In Finland independent associations have an important place in safeguarding the welfare of children. With their supply of services these associations complement the public sector. They play a significant role in supervising the interests of families with children.

Finland considers it very important that the remarkable success achieved in the Beijing Conference on Women and the Cairo Conference on Population be secured. In order to fulfill the commitments made in Beijing, the Government of Finland approved in February an equality action plan which in a very concrete way promotes the advancement of the status of women in all fields of society. The action plan pays special attention to the prevention of violence against women. The Equality Act of Finland dates back to 1986. In 1995, an amendment was introduced which requires all state and municipal bodies to have 40 percent representation of both women and men.
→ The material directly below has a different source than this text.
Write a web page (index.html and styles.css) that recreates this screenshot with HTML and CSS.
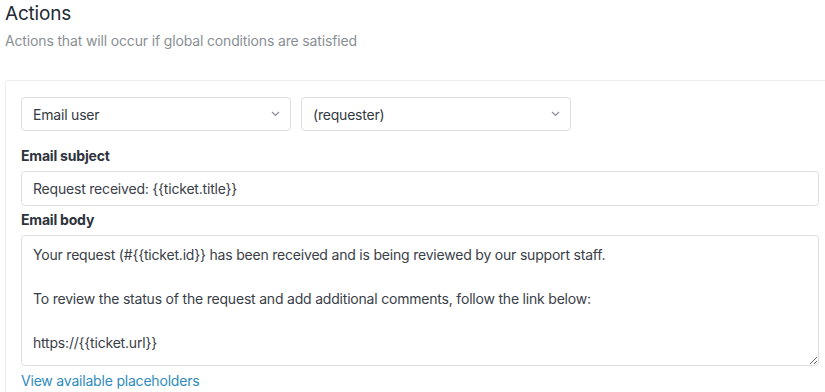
FILE: index.html
```html
<!DOCTYPE html>
<html>
<head>
<meta charset="utf-8">
<link rel="stylesheet" href="styles.css">
</head>
<body>
<div class="page">
  <h2 class="title">Actions</h2>
  <p class="subtitle">Actions that will occur if global conditions are satisfied</p>
  <div class="card">
    <div class="selects">
      <div class="select"><span>Email user</span><svg class="chev" width="9" height="6" viewBox="0 0 9 6"><path d="M1 1l3.5 3.5L8 1" fill="none" stroke="#8a8f96" stroke-width="1.2"/></svg></div>
      <div class="select"><span>(requester)</span><svg class="chev" width="9" height="6" viewBox="0 0 9 6"><path d="M1 1l3.5 3.5L8 1" fill="none" stroke="#8a8f96" stroke-width="1.2"/></svg></div>
    </div>
    <label class="label">Email subject</label>
    <div class="input">Request received: {{ticket.title}}</div>
    <label class="label">Email body</label>
    <textarea class="textarea">Your request (#{{ticket.id}} has been received and is being reviewed by our support staff.

To review the status of the request and add additional comments, follow the link below:

https://{{ticket.url}}</textarea>
    <a class="link" href="#">View available placeholders</a>
  </div>
</div>
</body>
</html>
```
FILE: styles.css
```css
html, body {
  margin: 0;
  padding: 0;
  overflow: hidden;
  background: #fff;
}
body {
  font-family: Inter, "Liberation Sans", sans-serif;
  color: #333a42;
  letter-spacing: -0.2px;
}
.page {
  padding: 0 0 0 5px;
  width: 830px;
}
.title {
  margin: 0;
  padding-top: 2px;
  font-size: 19px;
  font-weight: 400;
  line-height: 24px;
  color: #222a33;
}
.subtitle {
  margin: 6px 0 0;
  font-size: 14px;
  line-height: 18px;
  color: #8a8f95;
  letter-spacing: -0.15px;
}
.card {
  margin-top: 30px;
  border: 1px solid #ececec;
  border-radius: 3px;
  padding: 16px 15px 0;
  height: 330px;
}
.selects {
  display: flex;
  gap: 10px;
}
.select {
  box-sizing: border-box;
  width: 270px;
  height: 34px;
  border: 1px solid #dedede;
  border-radius: 4px;
  display: flex;
  align-items: center;
  justify-content: space-between;
  padding: 0 10px 0 11px;
  font-size: 14px;
  color: #333a42;
}
.chev { display: block; }
.label {
  display: block;
  margin-top: 16px;
  font-size: 14px;
  font-weight: 700;
  line-height: 18px;
  color: #2c333b;
}
.label + .input, .label + .textarea { margin-top: 6px; }
.input {
  box-sizing: border-box;
  width: 798px;
  height: 35px;
  border: 1px solid #dedede;
  border-radius: 4px;
  padding: 0 11px;
  display: flex;
  align-items: center;
  font-size: 14px;
  color: #3a4048;
}
.input + .label { margin-top: 5px; }
.textarea {
  display: block;
  box-sizing: border-box;
  width: 798px;
  height: 131px;
  margin: 0;
  border: 1px solid #dedede;
  border-radius: 4px;
  padding: 8px 11px;
  font-family: Inter, "Liberation Sans", sans-serif;
  font-size: 14px;
  letter-spacing: -0.2px;
  line-height: 22px;
  color: #3a4048;
  resize: vertical;
  outline: none;
}
.link {
  display: block;
  margin-top: 6px;
  font-size: 14px;
  line-height: 18px;
  color: #2f8bbd;
  text-decoration: none;
}
```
At the international level, Finland has pursued very active diplomatic work in the UN and in other international organizations to forward the implementation of the Beijing commitments.

Finland has also been involved in improving the situation of women and children in Tanzania in many ways. We recognize the fact which was emphasized in your introductory statement that the empowerment of women, both economically and in terms of increased possibilities of decision making, is crucial in improving the welfare of both women and children, and society in general.

In the past few weeks special attention has been given to this issue as part of Finnish development cooperation with Tanzania. In the Finnish Cabinet's Decision-in Principle of Finland's Development Cooperation, from September 1996, it is stated that human rights, equality, democracy and good governance are considered to be the best long-term guarantees of economic and social development, and promoting them is therefore one of the three principle goals of Finnish development cooperation. As a result of this decision-in principle, a mission was here just a few weeks ago to try to translate this principle into practice as regards our development cooperation with Tanzania. The concrete measures to follow from this mission will be developed shortly.

One of the major undertakings in development cooperation between Finland and Tanzania, has been assistance to rural development in the Mtwara and Lindi regions. This assistance has continued, in various forms, for more than two decades. I will have an opportunity to visit some of the projects ongoing at present. Professor Marja-Liisa Swantz, who has participated in these projects, has briefed me about them. A special emphasis has been to involve all groups of villagers in the planning activities. Men, women, elders, and youth have sat down together to analyse their life in the village and to consider improvements. Once the decisions on what to do have been made and the contributions of the villagers determined, the programme can give its assistance in terms of expertise and loan capital. I am very encouraged by this kind of approach and believe it to be a necessary condition for sustainable development.

Forestry is a major sector in Finland's development cooperation with Tanzania. Attempts have been made to take into consideration gender issues in this sector, as in all sectors within Finnish development cooperation. One interesting fairly recent development could be mentioned from the East Usambara Catchment Forest Project. The aim of the project is to protect the natural forests in the East Usambara mountains. This can only be done by harmonising the needs of the local people with the conservation objectives. Recently the project has started using village elders, old women and men, herbalists and other village experts in environmental education in the primary school. This is extension of knowledge from local people to local people, passing information from the old to the young. This may also be a way of providing a bridge over the rift which often appears between the modern world schools and education, and the cultural traditions and heritage of the children from the East Usambara villages.

Finland is also providing assistance to the education sector through the projects of various non-governmental organizations. Planning is also under way for Finnish bilateral development cooperation in the education sector.

Dear Madame Mkapa, dear ladies,

I am very grateful for this opportunity to meet you and to exchange views with you.